[HN Gopher] Shopify's Data Science and Engineering Foundations (...
       ___________________________________________________________________
        
       Shopify's Data Science and Engineering Foundations (2020)
        
       Author : mooreds
       Score  : 102 points
       Date   : 2022-03-11 18:09 UTC (4 hours ago)
        
 (HTM) web link (shopify.engineering)
 (TXT) w3m dump (shopify.engineering)
        
       | kevinsundar wrote:
       | Having recently worked on a data team at FAANG, all this is an
       | ops nightmare for the team running the platform itself if you
       | want to ensure data quality for everyone querying the data. Im
       | talking when you have hundreds of data sources and hundreds of
       | query use cases.
       | 
       | Anyone have any solutions you've tried?
        
         | atwebb wrote:
         | FAANG seems to be an outlier but, it sounds a lot like the
         | enterprise data mart strategy covered under a mix of stuff from
         | principle #1.
         | 
         | If you want quality, you need structure and review. Accessible
         | data is helpful and needed to develop some of the mature
         | processes, but for most day to day analysis/reporting, no one
         | wants to create their own data model from scratch.
         | 
         | Lots of FAANG doesn't apply to any other companies so it may
         | just be a case of having a wholly unique use case. Though I'm
         | surprised there isn't something already in place at this point
         | (of course having very little knowledge of the case). For the
         | dims/facts/marts, they tend to be business use case focused and
         | not source/data which can reduce the targets down significantly
         | since business use cases tend to repeat (or rhyme).
        
         | bushbaba wrote:
         | Checkout Apache Iceberg.
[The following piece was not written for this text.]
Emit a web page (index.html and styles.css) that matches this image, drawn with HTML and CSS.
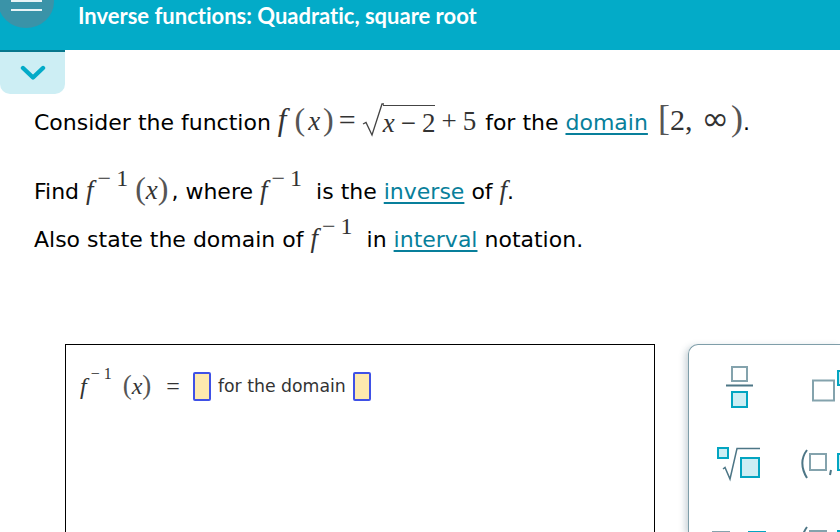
FILE: index.html
```html
<!DOCTYPE html>
<html lang="en">
<head>
    <meta charset="UTF-8">
    <meta name="viewport" content="width=device-width, initial-scale=1.0">
    <title>Inverse functions: Quadratic, square root</title>
    <link rel="stylesheet" href="styles.css">
</head>
<body>
    <header class="topbar">
        <div class="menu-btn"><span class="menu-line"></span><span class="menu-line"></span></div>
        <h1 class="topic">Inverse functions: Quadratic, square root</h1>
    </header>
    <div class="tab">
        <svg width="26" height="16" viewBox="0 0 26 16"><path d="M3 3 L13 12.500 L23 3" fill="none" stroke="#03abc8" stroke-width="4.400" stroke-linecap="round" stroke-linejoin="round"/></svg>
    </div>

    <main class="question">
        <p class="line line-first">Consider the function <span class="m m-main"><i class="f1">f</i><span class="paren p1">(</span><i>x</i><span class="paren p2">)</span><span class="op">=</span><span class="root"><svg class="radical" width="22" height="34" viewBox="0 0 22 34"><path d="M1 21 L4 19.500 L10 32 L20 1 L22 1" fill="none" stroke="#444" stroke-width="1.300"/></svg><span class="radicand"><i>x</i><span class="minus">−</span>2</span></span><span class="plus">+</span>5</span> for the <a class="link">domain</a> <span class="m m-set"><span class="bracket">[</span>2<span class="comma">,</span><span class="inf">∞</span><span class="bracket close">)</span></span>.</p>
        <p class="line line-second">Find <span class="m m-call"><i>f</i><span class="sup">−<span class="one">1</span></span><span class="paren pl">(</span><i>x</i><span class="paren">)</span></span>, where <span class="m"><i>f</i><span class="sup">−<span class="one">1</span></span></span> <span class="gap">is the</span> <a class="link">inverse</a> of <span class="m"><i>f</i></span>.</p>
        <p class="line line-third">Also state the domain of <span class="m"><i>f</i><span class="sup">−<span class="one">1</span></span></span> <span class="gap">in</span> <a class="link">interval</a> notation.</p>
    </main>

    <section class="work">
        <div class="answer">
            <span class="m m-answer"><i>f</i><span class="sup sup-small">−<span class="one">1</span></span><span class="paren pl">(</span><i>x</i><span class="paren">)</span><span class="eq">=</span></span>
            <span class="slot"></span>
            <span class="for-text">for the domain</span>
            <span class="slot"></span>
        </div>
        <aside class="palette">
            <div class="tool tool-frac">
                <svg width="28" height="44" viewBox="0 0 28 44"><rect x="6" y="2" width="15" height="14" fill="#fff" stroke="#84a3ad" stroke-width="2"/><rect x="0" y="19.500" width="27" height="2" fill="#4d7686"/><rect x="6" y="27" width="15" height="15" fill="#cdeef4" stroke="#03a5c1" stroke-width="2"/></svg>
            </div>
            <div class="tool tool-exp">
                <svg width="27" height="34" viewBox="0 0 27 34"><rect x="0" y="10.500" width="21" height="20" fill="#fff" stroke="#84a3ad" stroke-width="2"/><rect x="25" y="1" width="12" height="14" fill="#cdeef4" stroke="#03a5c1" stroke-width="2"/></svg>
            </div>
            <div class="tool tool-root">
                <svg width="44" height="34" viewBox="0 0 44 34"><rect x="1" y="1" width="10" height="10" fill="#cdeef4" stroke="#03a5c1" stroke-width="2"/><path d="M6 22 L8 20.500 L13 32 L20 1.500 L43 1.500" fill="none" stroke="#4d7686" stroke-width="1.500"/><rect x="24" y="11" width="18" height="19" fill="#cdeef4" stroke="#03a5c1" stroke-width="2"/></svg>
            </div>
            <div class="tool tool-interval">
                <svg width="44" height="30" viewBox="0 0 44 30"><path d="M7 1 C1 9 1 19 7 29" fill="none" stroke="#4d7686" stroke-width="2"/><rect x="10" y="5" width="16" height="16" fill="#fff" stroke="#84a3ad" stroke-width="2"/><path d="M31 21 L30 26" stroke="#4d7686" stroke-width="2"/><rect x="38" y="5" width="16" height="16" fill="#cdeef4" stroke="#03a5c1" stroke-width="2"/></svg>
            </div>
            <div class="tool tool-pair">
                <span class="chip chip-grey"></span><span class="chip chip-teal"></span>
            </div>
            <div class="tool tool-interval">
                <svg width="44" height="30" viewBox="0 0 44 30"><path d="M7 1 C1 9 1 19 7 29" fill="none" stroke="#4d7686" stroke-width="2"/><rect x="10" y="5" width="16" height="16" fill="#fff" stroke="#84a3ad" stroke-width="2"/><rect x="38" y="5" width="16" height="16" fill="#cdeef4" stroke="#03a5c1" stroke-width="2"/></svg>
            </div>
        </aside>
    </section>
</body>
</html>
```

FILE: styles.css
```css
html, body {
    margin: 0;
    height: 532px;
    overflow: hidden;
    background: #fff;
}
body {
    font-family: "DejaVu Sans", Verdana, sans-serif;
    font-size: 22px;
    color: #000;
}
.topbar {
    position: relative;
    height: 50px;
    background: #03abc8;
    display: flex;
}
.menu-btn {
    position: absolute;
    left: -2px;
    top: -25px;
    width: 56px;
    height: 53px;
    border-radius: 50%;
    background: #3a93a8;
    display: flex;
    flex-direction: column;
    align-items: center;
    justify-content: flex-end;
    gap: 7px;
    padding-bottom: 17px;
    box-sizing: border-box;
}
.menu-line {
    display: block;
    width: 31px;
    height: 2px;
    background: #e8f4f6;
}
.topic {
    margin: 3px 0 0 78px;
    font-family: Lato, sans-serif;
    font-size: 22px;
    line-height: 26px;
    font-weight: 700;
    font-variant-ligatures: none;
    color: #fff;
}
.tab {
    width: 65px;
    height: 44px;
    background: #cdeef4;
    border-top: 2px solid #07778c;
    box-sizing: border-box;
    border-radius: 0 0 10px 10px;
    display: flex;
    justify-content: center;
    padding-top: 13px;
}
.tab svg {
    display: block;
}
.question {
    height: 250px;
    padding-left: 34px;
}
.line {
    margin: 0;
    white-space: nowrap;
    height: 28px;
    line-height: 28px;
}
.line-first {
    padding-top: 9px;
    height: 32px;
    line-height: 32px;
}
.line-second {
    margin-top: 41px;
}
.line-third {
    margin-top: 20px;
}
.link {
    color: #087f9b;
    text-decoration: underline;
    text-underline-offset: 3px;
    text-decoration-thickness: 2px;
}
.gap {
    margin-left: 7px;
}
.m {
    font-family: "Liberation Serif", "Times New Roman", serif;
    font-size: 27px;
    color: #333;
}
.m i {
    font-style: italic;
}
.m-main {
    margin-right: 2px;
}
.m-call {
    margin-right: 3px;
}
.f1 {
    font-size: 31px;
}
.paren {
    font-size: 32px;
    font-weight: 400;
    color: #555;
    line-height: 0;
}
.p1 {
    margin: 0 3px 0 8px;
}
.p2 {
    margin-left: 3px;
}
.pl {
    margin-left: 7px;
}
.op {
    margin: 0 6px 0 5px;
    font-size: 30px;
    line-height: 0;
}
.root {
    display: inline-flex;
    align-items: flex-end;
    vertical-align: -7px;
    line-height: 1;
}
.radical {
    display: block;
}
.radicand {
    border-top: 1.500px solid #444;
    margin-left: -1px;
    padding-top: 4px;
    line-height: 27px;
    height: 27px;
}
.minus {
    margin: 0 6px;
}
.plus {
    margin: 0 6px 0 6px;
}
.m-set {
    font-size: 30px;
    margin-left: 3px;
}
.bracket {
    font-size: 36px;
    color: #555;
    line-height: 0;
}
.close {
    margin-left: 2px;
}
.comma {
    margin-right: 9px;
}
.inf {
    font-family: "DejaVu Sans", sans-serif;
    font-size: 33px;
    line-height: 0;
}
.sup {
    font-size: 24px;
    vertical-align: 13px;
    line-height: 0;
    margin-left: 4px;
}
.one {
    margin-left: 5px;
}
.work {
    display: flex;
    gap: 33px;
    margin-left: 65px;
}
.answer {
    width: 590px;
    height: 188px;
    box-sizing: border-box;
    border: 1px solid #000;
    border-bottom: 0;
    padding: 27px 14px 0;
    display: flex;
    align-items: flex-start;
    gap: 7px;
    font-size: 17.300px;
    color: #333;
}
.m-answer {
    font-size: 24px;
    line-height: 28px;
    height: 28px;
    white-space: nowrap;
}
.m-answer .paren {
    font-size: 27px;
}
.m-answer .pl {
    margin-left: 11px;
}
.sup-small {
    font-size: 16px;
    vertical-align: 15px;
    margin-left: 4px;
}
.sup-small .one {
    margin-left: 4px;
}
.eq {
    margin: 0 6px 0 15px;
}
.slot {
    display: block;
    flex: none;
    width: 14px;
    height: 25px;
    background: #fde9ae;
    border: 2px solid #3f51e6;
    border-radius: 2px;
}
.for-text {
    line-height: 28px;
    white-space: nowrap;
}
.palette {
    width: 152px;
    height: 188px;
    flex: none;
    overflow: hidden;
    box-sizing: border-box;
    border: 1px solid #7f9ea9;
    border-width: 1px 0 0 1px;
    border-radius: 10px 0 0 0;
    box-shadow: -3px 2px 6px rgba(90, 120, 135, 0.3);
    display: grid;
    grid-template-columns: 104px 47px;
    grid-auto-rows: 77px;
    align-items: center;
    padding-top: 3px;
}
.tool svg {
    display: block;
    overflow: visible;
}
.tool-frac {
    margin-left: 37px;
}
.tool-exp {
    margin-left: 20px;
}
.tool-root {
    margin-left: 28px;
}
.tool-interval {
    margin-left: 7px;
}
.tool-pair {
    display: flex;
    margin: -2px 0 0 23px;
    gap: 18px;
}
.chip {
    display: block;
    flex: none;
    width: 18px;
    height: 18px;
    box-sizing: border-box;
}
.chip-grey {
    background: #fff;
    border: 2px solid #84a3ad;
}
.chip-teal {
    background: #cdeef4;
    border: 2px solid #03a5c1;
}
```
Does a great job of handling many
         | readers few writers. With data consistency and query
         | consistency.
         | 
         | It's a great approach for your data lake and data warehousing
         | needs.
        
           | faizshah wrote:
           | This timetravel/rollback feature is really interesting:
           | https://iceberg.apache.org/docs/latest/spark-
           | queries/#time-t...
        
       | xhevahir wrote:
       | I've read stuff before about Shopify's use of Nix. Since this
       | post doesn't mention Nix, I take it they don't use it in this
       | department of the company?
        
       | csears wrote:
       | It sounds like they have data science and data engineering in one
       | organization. Is that team structure something that others have
       | seen work well?
        
         | erulabs wrote:
         | One of the most interesting bits of devops work I've done was
         | when I was embedded with a data science team. Infrastructure
         | for data science is just so different than traditional ops -
         | but I feel like I was able to both help the team move more
         | quickly and also prevent them from spending all of the
         | companies money - so at least in that case, it worked quite
         | well.
         | 
         | I've never understood why data science teams are typically so
         | far removed from "normal" engineering teams. Maybe it's the
         | DevOps kool-aide speaking, but in my opinion, teams should be
         | more horizontal than vertical!
        
         | cromd wrote:
         | I've been in orgs where it was on same team, and on different
         | teams, both as a modeler and a data engineer. So far, I
         | personally prefer when they're on the same team.
         | 
         | Pros of same-team: fewer ideas "lost in translation" between
         | data scientists and data engineers, better understanding of
         | which datasets/flows are top priority, can sometimes share some
         | stack components and help datascientists improve their code,
         | better chances of getting data scientists to contribute their
         | own batch jobs (there's just more trust as opposed to dealing
         | with some "engineering" team that is less connected to you)
         | 
         | Cons of same team: data engineers may not be as in-the-loop on
         | what's happening with production datasets, may not be as
         | tightly integrated with a devops team, may get overly caught up
         | in "business logic" as opposed to "plumbing".
        
         | quadrature wrote:
         | Data scientists are embedded in product teams and data platform
         | engineers are in a platform engineer org
        
         | thenipper wrote:
         | I work with operations research teams in a blended model of
         | engineering being embedded with the OR Scientists. I really
         | prefer it. Code can get to prod a lot quicker and we don't have
         | the "throw it over the fence to engineering" issues that can
         | arise.
        
       | mooreds wrote:
       | I liked how they took some of the essences of software
       | development (one set of tooling, DRY, re-use) and applied it to
       | the data science arena.
        
       | [deleted]
        
       | JHonaker wrote:
       | I started this expecting to be disappointed, but I really like
       | all of the principles they're describing. I've been pushing for
       | more of this attitude at my own company.
        
       ___________________________________________________________________
       (page generated 2022-03-11 23:00 UTC)